The possession of empire permits an ironic detachment with respect to the exchange relations of the local society; the lack of control over one’s own destiny in the market is mitigated both materially and morally by the superior status of the colonizer. In the absence of empire, this posture is unavailable; the marketplace is seen as a realm either of incomprehensible sacrifice (Kafka) or of a forgetting of Being unworthy of the “resolute” soul. Through the existentialist disdain for das Man and his “values” we substitute our individual rejection of the zero-sum game of market status for the socially guaranteed superiority of colonizer to colonized. However, inasmuch as the colonial’s superiority is not mere fancy but founded on real institutions, so, too, the “resolute” individual’s superiority to the world of exchange calls for institutional expression, namely, in a German society obsessed with its loathing for those who incarnate for it the spirit of the marketplace.

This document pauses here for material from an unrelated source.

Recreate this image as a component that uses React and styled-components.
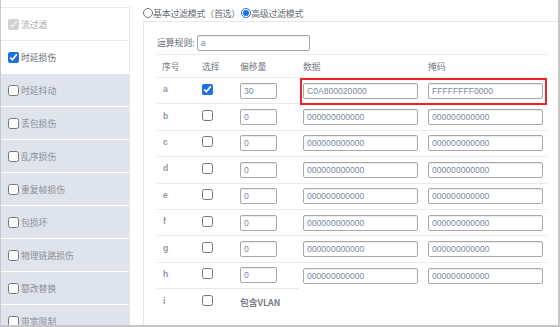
import React from "react";
import styled, { createGlobalStyle } from "styled-components";

const Global = createGlobalStyle`
  html, body { margin: 0; padding: 0; background: #fff; }
  body { font-family: "Liberation Sans", "Noto Sans CJK SC", sans-serif; }
  * { box-sizing: border-box; }
`;

const Frame = styled.div`
  width: 560px;
  height: 327px;
  display: flex;
  border-left: 1px solid #c8c8c8;
  border-right: 2px solid #c6c6c6;
  border-bottom: 2px solid #c6c6c6;
  overflow: hidden;
  background: #fff;
`;

const Sidebar = styled.div`
  width: 129px;
  flex: none;
  margin-top: 7px;
  border-top: 1px solid #ececec;
  border-right: 1px solid #e8e8e8;
  display: flex;
  flex-direction: column;
`;

const SideItem = styled.label`
  flex: none;
  height: 33px;
  display: flex;
  align-items: center;
  gap: 2px;
  padding-left: 7px;
  background: ${(p) => (p.$active ? "#ffffff" : "#dfe3eb")};
  border-bottom: 1px solid ${(p) => (p.$plain ? "#ececec" : "#ffffff")};
  color: ${(p) => (p.$disabled ? "#aaaaaa" : p.$active ? "#666a72" : "#8a8f98")};
  font-family: "Noto Sans CJK SC", sans-serif;
  font-size: 8.8px;
`;

const Check = styled.input.attrs({ type: "checkbox" })`
  width: 11px;
  height: 11px;
  margin: 0;
  accent-color: #1d6fe3;
  flex: none;
`;

const Main = styled.div`
  flex: 1;
  display: flex;
  flex-direction: column;
  padding-left: 13px;
  min-width: 0;
`;

const ModeRow = styled.div`
  height: 21px;
  display: flex;
  align-items: center;
  padding-top: 5px;
  font-family: "Noto Sans CJK SC", sans-serif;
  font-size: 9px;
  letter-spacing: -0.3px;
  color: #6a6e76;
`;

const ModeOption = styled.label`
  display: flex;
  align-items: center;
  margin-right: 1px;
`;

const Radio = styled.input.attrs({ type: "radio" })`
  width: 10px;
  height: 10px;
  margin: 0;
  accent-color: #1d6fe3;
`;

const Panel = styled.div`
  flex: 1;
  border: 1px solid #e6e6e6;
  border-right: none;
  border-bottom: none;
  padding: 12px 10px 0 13px;
`;

const RuleRow = styled.div`
  display: flex;
  align-items: center;
  gap: 2px;
  height: 17px;
  font-family: "Noto Sans CJK SC", sans-serif;
  font-size: 8.8px;
  color: #6a6e76;
`;

const Field = styled.input`
  width: ${(p) => p.$w}px;
  height: 16px;
  margin: 0;
  padding: 0 3px;
  border: 1px solid #a8a8a8;
  border-radius: 2px;
  box-shadow: inset 0 1px 1px rgba(0, 0, 0, 0.08);
  font-family: "Liberation Sans", sans-serif;
  font-size: 8.6px;
  color: #7a88a3;
  background: #fff;
  outline: none;
`;

const Table = styled.table`
  margin-top: 3px;
  width: 390px;
  border-collapse: collapse;
  table-layout: fixed;
  font-family: "Noto Sans CJK SC", sans-serif;
  font-size: 8.8px;
`;

const Col = styled.col`
  width: ${(p) => p.$w}px;
`;

const Th = styled.th`
  height: 23px;
  padding: 0 0 0 5px;
  text-align: left;
  font-weight: normal;
  color: #777b83;
  border-top: 1px solid #ebebeb;
`;

const Td = styled.td`
  height: 26.4px;
  padding: 0 0 0 5px;
  vertical-align: middle;
  border-top: ${(p) => (p.$noLine ? "none" : "1px solid #e9e9e9")};
  position: ${(p) => (p.$mark ? "relative" : "static")};
`;

const Letter = styled.span`
  font-family: "Liberation Sans", sans-serif;
  font-weight: bold;
  font-size: 8.6px;
  color: #8f98a9;
  position: relative;
  top: -2px;
  padding-left: 1px;
`;

const Vlan = styled.span`
  font-weight: bold;
  color: #7a7e86;
  font-size: 8.8px;
`;

const Highlight = styled.div`
  position: absolute;
  left: 2px;
  top: 0;
  width: 247px;
  height: 27px;
  border: 2px solid #e8262b;
  pointer-events: none;
`;

const sideItems = [
  "时延抖动",
  "丢包损伤",
  "乱序损伤",
  "重复帧损伤",
  "包损坏",
  "物理链路损伤",
  "篡改替换",
  "带宽限制",
];

const rows = ["b", "c", "d", "e", "f", "g", "h"];

export default function App() {
  return (
    <>
      <Global />
      <Frame>
        <Sidebar>
          <SideItem $active $plain $disabled>
            <Check defaultChecked disabled />
            流过滤
          </SideItem>
          <SideItem $active>
            <Check defaultChecked />
            时延损伤
          </SideItem>
          {sideItems.map((s) => (
            <SideItem key={s}>
              <Check />
              {s}
            </SideItem>
          ))}
        </Sidebar>
        <Main>
          <ModeRow>
            <ModeOption>
              <Radio name="mode" />
              基本过滤模式（首选）
            </ModeOption>
            <ModeOption>
              <Radio name="mode" defaultChecked />
              高级过滤模式
            </ModeOption>
          </ModeRow>
          <Panel>
            <RuleRow>
              运算规则:
              <Field $w={113} defaultValue="a" />
            </RuleRow>
            <Table>
              <colgroup>
                <Col $w={40} />
                <Col $w={38} />
                <Col $w={63} />
                <Col $w={125} />
                <Col $w={124} />
              </colgroup>
              <thead>
                <tr>
                  <Th>序号</Th>
                  <Th>选择</Th>
                  <Th>偏移量</Th>
                  <Th>数据</Th>
                  <Th>掩码</Th>
                </tr>
              </thead>
              <tbody>
                <tr>
                  <Td><Letter>a</Letter></Td>
                  <Td><Check defaultChecked /></Td>
                  <Td><Field $w={37} defaultValue="30" /></Td>
                  <Td $mark>
                    <Field $w={115} defaultValue="C0A800020000" />
                    <Highlight />
                  </Td>
                  <Td><Field $w={115} defaultValue="FFFFFFFF0000" /></Td>
                </tr>
                {rows.map((r) => (
                  <tr key={r}>
                    <Td><Letter>{r}</Letter></Td>
                    <Td><Check /></Td>
                    <Td><Field $w={37} defaultValue="0" /></Td>
                    <Td><Field $w={115} defaultValue="000000000000" /></Td>
                    <Td><Field $w={115} defaultValue="000000000000" /></Td>
                  </tr>
                ))}
                <tr>
                  <Td><Letter>i</Letter></Td>
                  <Td><Check /></Td>
                  <Td><Vlan>包含VLAN</Vlan></Td>
                  <Td $noLine />
                  <Td $noLine />
                </tr>
              </tbody>
            </Table>
          </Panel>
        </Main>
      </Frame>
    </>
  );
}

Boyle’s laudable aim is to define an ethic for our time that will prepare us to define ourselves transnationally, as citizens of the world. I share his view that the evolving European community, bureaucratic and amorphous as it may be, is the most significant extant model of post-state political structure. I wonder, however, particularly in the light of September 11, whether the path to our future survival does not require of us a more positive defense of “Thatcherist” consumer society as the only effective model for peacefully integrating within the global marketplace the resentments that it will never cease to generate.